» **AVAILABLE DATA**:
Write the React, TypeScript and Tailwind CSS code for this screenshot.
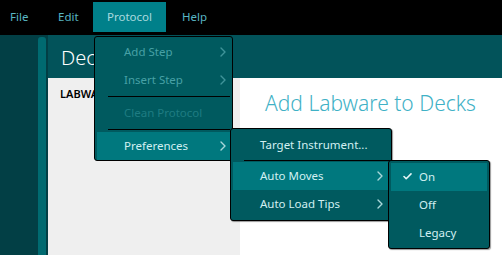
import React from "react";

const font = { fontFamily: '"Noto Sans", "Open Sans", sans-serif' };

function Chevron({ className }: { className?: string }) {
  return (
    <svg viewBox="0 0 6 10" className={className} width="6" height="10" fill="none" stroke="currentColor" strokeWidth="1.4" strokeLinecap="round" strokeLinejoin="round">
      <path d="M1 1l4 4-4 4" />
    </svg>
  );
}

function Check() {
  return (
    <svg viewBox="0 0 10 8" width="9" height="7" fill="none" stroke="currentColor" strokeWidth="1.8" strokeLinecap="round" strokeLinejoin="round">
      <path d="M1 4l2.5 2.5L9 1" />
    </svg>
  );
}

function Item({
  label,
  disabled,
  dim,
  active,
  sub,
  pl = "pl-[27px]",
  pr = "pr-[4px]",
  check,
}: {
  label: string;
  disabled?: boolean;
  dim?: boolean;
  active?: boolean;
  sub?: boolean;
  pl?: string;
  pr?: string;
  check?: boolean;
}) {
  const color = disabled ? (dim ? "text-[#1f7c82]" : "text-[#47a1a6]") : "text-[#d2f0f2]";
  return (
    <div className={`relative mx-[2px] flex h-[28px] items-center ${pl} ${pr} text-[11.5px] ${color} ${active ? "bg-[#00787e]" : ""}`}>
      {check && (
        <span className="absolute left-[12px] top-[10px] text-[#e6f6f7]">
          <Check />
        </span>
      )}
      <span className="flex-1">{label}</span>
      {sub && <Chevron className={disabled ? "text-[#3f9499]" : "text-[#a9d7da]"} />}
    </div>
  );
}

function Sep({ className }: { className: string }) {
  return <div className={`h-px bg-black ${className}`} />;
}

export default function App() {
  return (
    <div className="relative h-[255px] w-[502px] overflow-hidden bg-black" style={font}>
      {/* menu bar */}
      <div className="flex h-[35px] items-start pt-[2px] text-[11.5px] text-[#58b6c4]">
        <div className="flex h-[30px] w-[44px] items-center pl-[10px]">File</div>
        <div className="flex h-[30px] w-[49px] items-center pl-[14px]">Edit</div>
        <div className="flex h-[30px] w-[73px] items-center justify-center bg-[#00808a] text-[#aadadf]">Protocol</div>
        <div className="flex h-[30px] items-center pl-[16px]">Help</div>
      </div>

      {/* body */}
      <div className="flex h-[220px]">
        <div className="w-[38px] bg-[#023f45]" />
        <div className="flex w-[10px] bg-[#023f45] pt-[2px]">
          <div className="w-[8px] rounded-t-[3px] bg-[#006a70]" />
        </div>
        <div className="flex flex-1 flex-col">
          <div className="flex h-[43px] items-center bg-[#02535a] pl-[13px] pt-[2px] text-[20px] font-light leading-none text-white">
            Deck Setup
          </div>
          <div className="flex flex-1">
            <div className="w-[192px] bg-[#efefef] pl-[12px] pt-[8px] text-[11px] font-semibold text-black">LABWARE</div>
            <div className="flex-1 bg-white pl-[25px] pt-[15px] text-[21px] font-light leading-none text-[#3fb1c6]">
              Add Labware to Decks
            </div>
          </div>
        </div>
      </div>

      {/* Protocol menu */}
      <div className="absolute left-[94px] top-[36px] w-[139px] rounded-[3px] border border-black bg-[#005a5f] pt-px">
        <Item label="Add Step" disabled sub />
        <Item label="Insert Step" disabled sub />
        <div className="py-[2px]">
          <Sep className="ml-[13px] mr-[2px]" />
        </div>
        <Item label="Clean Protocol" disabled dim />
        <div className="py-[2px]">
          <Sep className="ml-[13px] mr-[2px]" />
        </div>
        <Item label="Preferences" active sub />
      </div>

      {/* Preferences submenu */}
      <div className="absolute left-[230px] top-[128px] w-[162px] rounded-[3px] border border-black bg-[#005a5f] pb-[2px] pt-[2px] shadow-[1px_1px_1px_rgba(0,0,0,0.4)]">
        <Item label="Target Instrument..." pr="pr-[6px]" />
        <div className="py-[1px]">
          <Sep className="ml-[13px] mr-0" />
        </div>
        <Item label="Auto Moves" active sub pr="pr-[6px]" />
        <Item label="Auto Load Tips" sub pr="pr-[6px]" />
      </div>

      {/* Auto Moves submenu */}
      <div className="absolute left-[388px] top-[160px] w-[102px] rounded-[3px] border border-black bg-[#005a5f] pb-px pt-[2px] shadow-[1px_1px_1px_rgba(0,0,0,0.4)]">
        <Item label="On" active check pl="pl-[28px]" />
        <Item label="Off" pl="pl-[28px]" />
        <Item label="Legacy" pl="pl-[28px]" />
      </div>
    </div>
  );
}
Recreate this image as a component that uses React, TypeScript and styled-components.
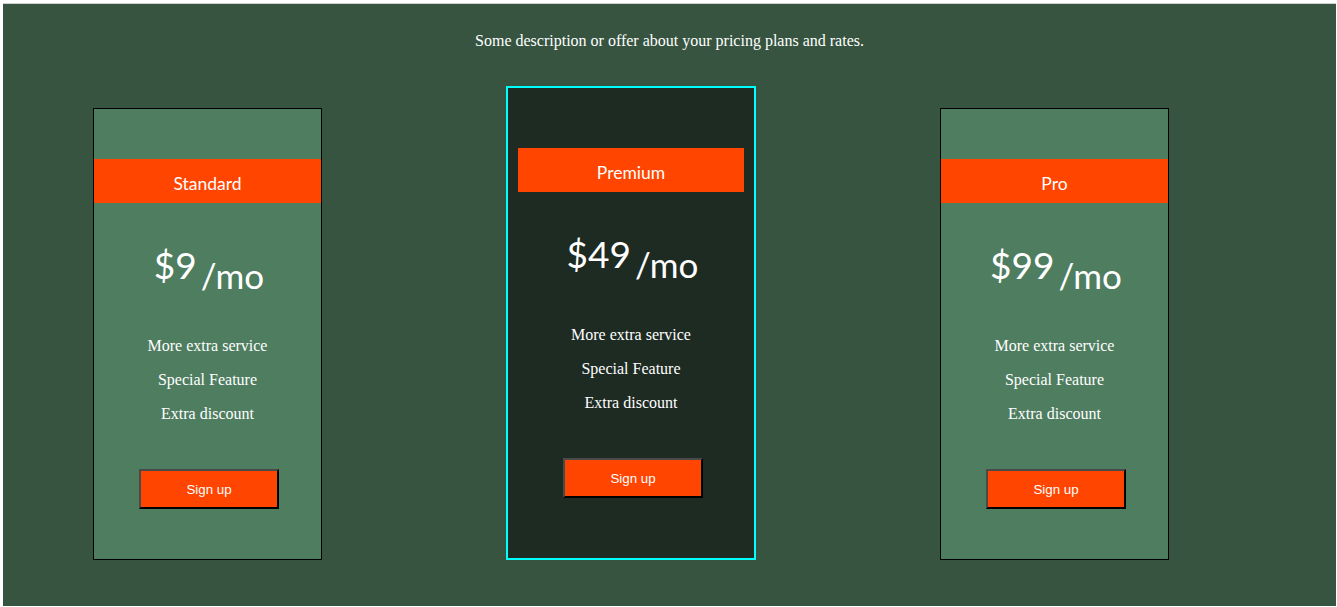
import React from "react";
import styled, { createGlobalStyle } from "styled-components";

const Global = createGlobalStyle`
  html, body { margin: 0; padding: 0; background: #ffffff; }
  body { padding: 3px 1px 1px 3px; }
  * { box-sizing: border-box; }
`;

const Section = styled.section`
  height: 603px;
  background: #365440;
  border-top: 1px solid #d0d0d0;
  display: flex;
  flex-direction: column;
  padding-top: 28px;
`;

const Description = styled.p`
  margin: 0;
  text-align: center;
  color: #ffffff;
  font-family: "Liberation Serif", "Times New Roman", serif;
  font-size: 16px;
  line-height: 18px;
`;

const Row = styled.div`
  display: flex;
  align-items: flex-end;
  gap: 184px;
  padding-left: 90px;
  margin-top: 36px;
`;

const Card = styled.div<{ $featured?: boolean }>`
  width: ${(p) => (p.$featured ? 250 : 229)}px;
  padding: ${(p) => (p.$featured ? "10px" : "0")};
  border: ${(p) => (p.$featured ? "2px solid #00ffff" : "1px solid #000000")};
  background: ${(p) => (p.$featured ? "#1e2b23" : "#4e7d5f")};
  display: flex;
  flex-direction: column;
  align-items: stretch;
`;

const Inner = styled.div`
  height: 450px;
  display: flex;
  flex-direction: column;
  align-items: stretch;
  padding-top: 50px;
`;

const Header = styled.div`
  height: 44px;
  padding-top: 6px;
  line-height: 38px;
  background: #ff4500;
  color: #ffffff;
  text-align: center;
  font-family: Lato, "Noto Sans", sans-serif;
  font-size: 17.5px;
`;

const Price = styled.div`
  margin-top: 39px;
  height: 87px;
  padding-left: 3px;
  text-align: center;
  color: #ffffff;
  font-family: Lato, "Noto Sans", sans-serif;
  font-size: 37px;
  line-height: 46px;
`;

const Per = styled.span`
  vertical-align: -10px;
  margin-left: 4px;
  font-size: 35px;
`;

const Features = styled.ul`
  list-style: none;
  margin: 0;
  padding: 0;
  text-align: center;
  color: #ffffff;
  font-family: "Liberation Serif", "Times New Roman", serif;
  font-size: 16px;
`;

const Feature = styled.li`
  height: 34px;
  line-height: 34px;
`;

const SignUp = styled.button`
  margin: 38px 0 0 45px;
  align-self: flex-start;
  width: 140px;
  height: 40px;
  background: #ff4500;
  color: #ffffff;
  font-family: "Liberation Sans", Arial, sans-serif;
  font-size: 13.33px;
  border-style: solid;
  border-width: 2px;
  border-color: #4a4a4a #000000 #000000 #4a4a4a;
  padding: 0;
  cursor: pointer;
`;

const plans = [
  { name: "Standard", price: "$9" },
  { name: "Premium", price: "$49", featured: true },
  { name: "Pro", price: "$99" },
];

const features = ["More extra service", "Special Feature", "Extra discount"];

export default function App() {
  return (
    <>
      <Global />
      <Section>
        <Description>Some description or offer about your pricing plans and rates.</Description>
        <Row>
          {plans.map((p) => (
            <Card key={p.name} $featured={p.featured}>
              <Inner>
                <Header>{p.name}</Header>
                <Price>
                  {p.price}
                  <Per>/mo</Per>
                </Price>
                <Features>
                  {features.map((f) => (
                    <Feature key={f}>{f}</Feature>
                  ))}
                </Features>
                <SignUp>Sign up</SignUp>
              </Inner>
            </Card>
          ))}
        </Row>
      </Section>
    </>
  );
}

» **YOUR OBJECTIVE**:
Note each line of the entries that has "React" in it, and copy those lines.

» **OUTPUT BELOW**:
Write the React, TypeScript and Tailwind CSS code for this screenshot.
import React from "react";
Recreate this image as a component that uses React, TypeScript and styled-components.
import React from "react";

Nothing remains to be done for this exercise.